Property management KPIs are important for several reasons: 

  • Measurement of performance: KPIs provide a clear and objective way to measure the performance of properties and track their progress over time.
  • Improved decision-making: By monitoring KPIs, you can identify trends and make data-driven decisions to improve the performance of properties.
  • Increased efficiency: Tracking KPIs helps you allocate resources more effectively and streamline processes to increase efficiency.
  • Enhanced tenant satisfaction: By tracking KPIs such as tenant satisfaction, you can understand what is important to tenants and make changes to improve their experience.
  • Maximization bottom line: Regular monitoring of KPIs such as occupancy rates and rental income helps you make informed decisions to increase profits.

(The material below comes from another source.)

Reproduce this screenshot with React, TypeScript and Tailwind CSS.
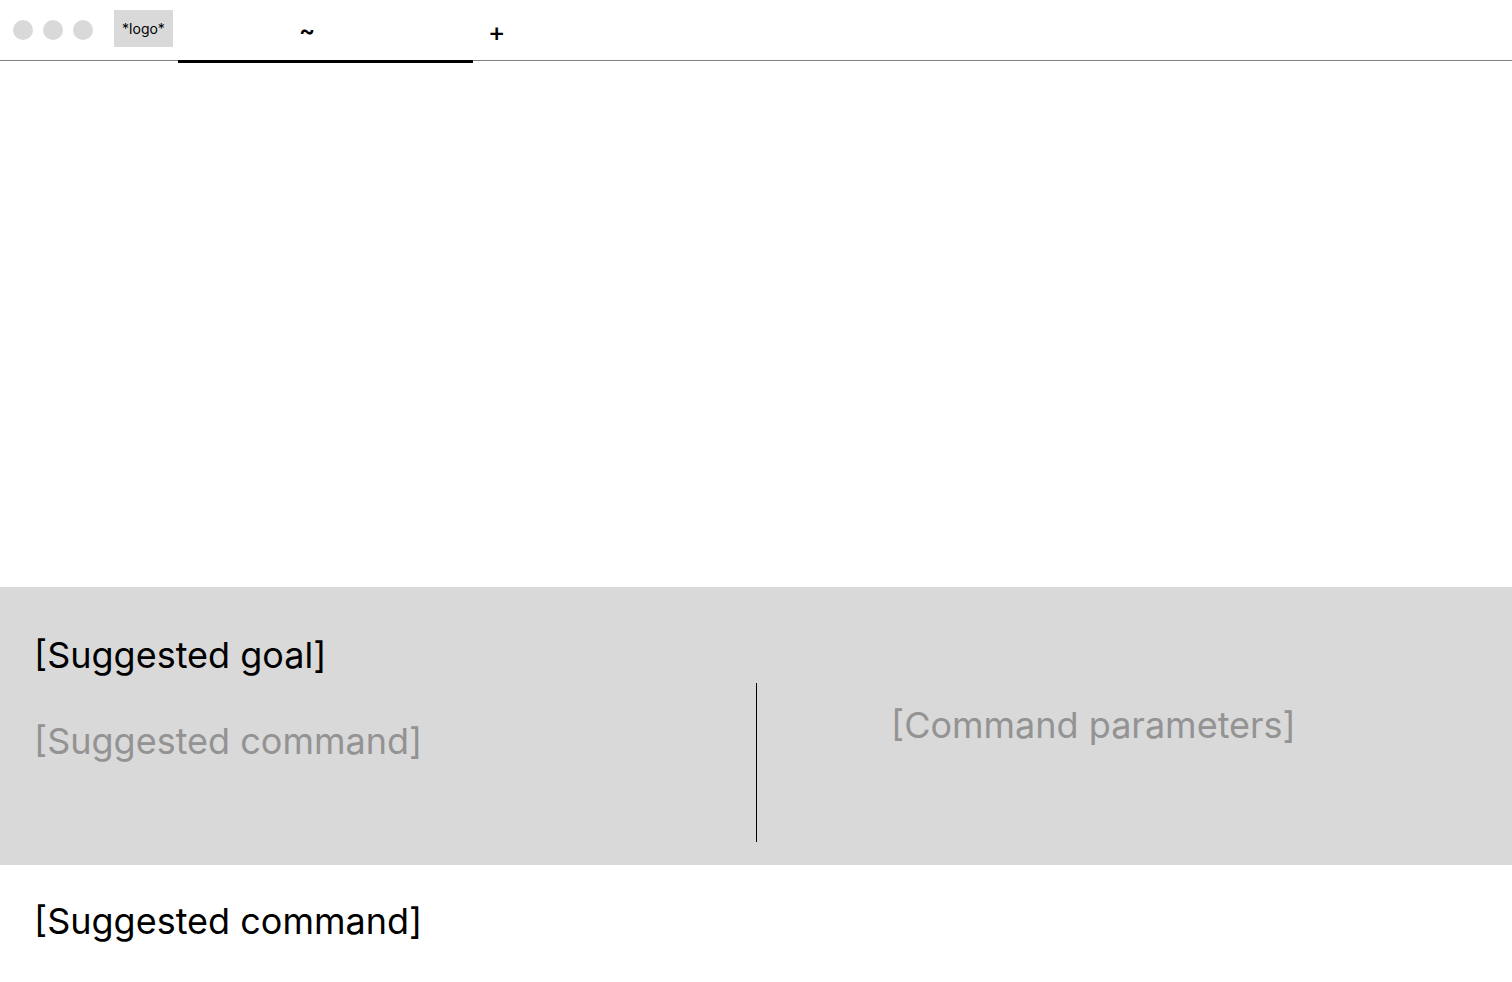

Overall, property management KPIs are crucial in ensuring the successful operation of properties and providing valuable insights to help you make informed decisions and increase your bottom line.



The most effective property management KPIs to track


Net Operating Income (NOI)


Net Operating Income (NOI) is one of the most essential and useful KPIs a property manager should track. You can find it by removing all operating costs, such as maintenance and housekeeping, from the overall revenue of a property. 

It will provide you with your actual profit and give you insights into whether you are spending too much and need to reduce costs. The NOI will also help you identify which properties are bringing you more money than others so that you can switch your focus. 


Properties won vs. properties lost


A successful property manager has a steady number of properties to manage each year. Therefore, if you’ve changed your actions recently, you’ll want to examine your properties' won vs. properties lost KPIs over the past 12 months to see if they have positively or negatively affected your acquisitions. 

If you’ve noticed that you’ve won more properties than lost, you should keep doing what you’re doing. However, if you’re losing more properties, you will need to change your strategy. 


Occupancy and vacancy rates


A good property manager needs to always be aware of their occupancy rates across all properties. You should have around 95 percent occupancy if your properties are based in an urban area and only slightly lower in rural locations. 

When you have your occupancy and vacancy KPIs, you can compare them to the market average. If you have more vacancies than the average, it’s time to change your game plan and find a way to get more tenants.


Revenue growth


Similar to NOI, revenue growth is one of the most important KPIs in showing a property manager how their business has been performing for the past year. It will show you whether you’ve been successful in your actions or need to make changes to improve the numbers. 

If you have noticed your revenue is lower than expected or less than the last year, you will need to use these KPIs to figure out why that is and make the necessary adjustments. 


Tenant turnover


This KPI isn’t as relevant for property managers who look after short-term rentals and Airbnbs, because the whole point is to try to get as many tenants in throughout the year. However, if you are managing long-term rentals, you would expect to have tenants in the property for around 12 to 48 months at a time. 

If you are finding that your tenant turnover is incredibly high, you may have to question your service and whether your tenants are happy living or working in the property. 


Average days-to-lease


Whether you manage long or short-term rentals, you don’t want them to be vacant. When they are, you are losing money each day that someone isn’t paying rent. That’s why you want to ensure you have a tenant in the property as quickly as possible.

Identifying the average days-to-lease between each tenant will give you insights into your advertising and marketing efforts. If the vacant periods are long and make you lose money, you may want to revamp your marketing strategy.


Maintenance and repair costs

It is incredibly important for property managers to maintain the property and ensure it is in perfect working order for the tenant staying in it. However, sometimes a maintenance cost may not be needed, and it could affect your overall revenue.

Look at the maintenance and repair costs you’ve forked out over the past year, and if it is digging too much into your budget, you may have to consider whether the job is actually needed. 


Conversion rates


Last but not least, we have the conversion rates KPI. You can figure out this KPI by dividing your total number of bookings over the past year by the number of inquiries you’ve had. If your inquiries are drastically higher than the bookings, you will need to make some changes. 

You should look into things such as your response time, the amenities being offered, and possibly even your pricing. These things could improve the conversion rates for the next year.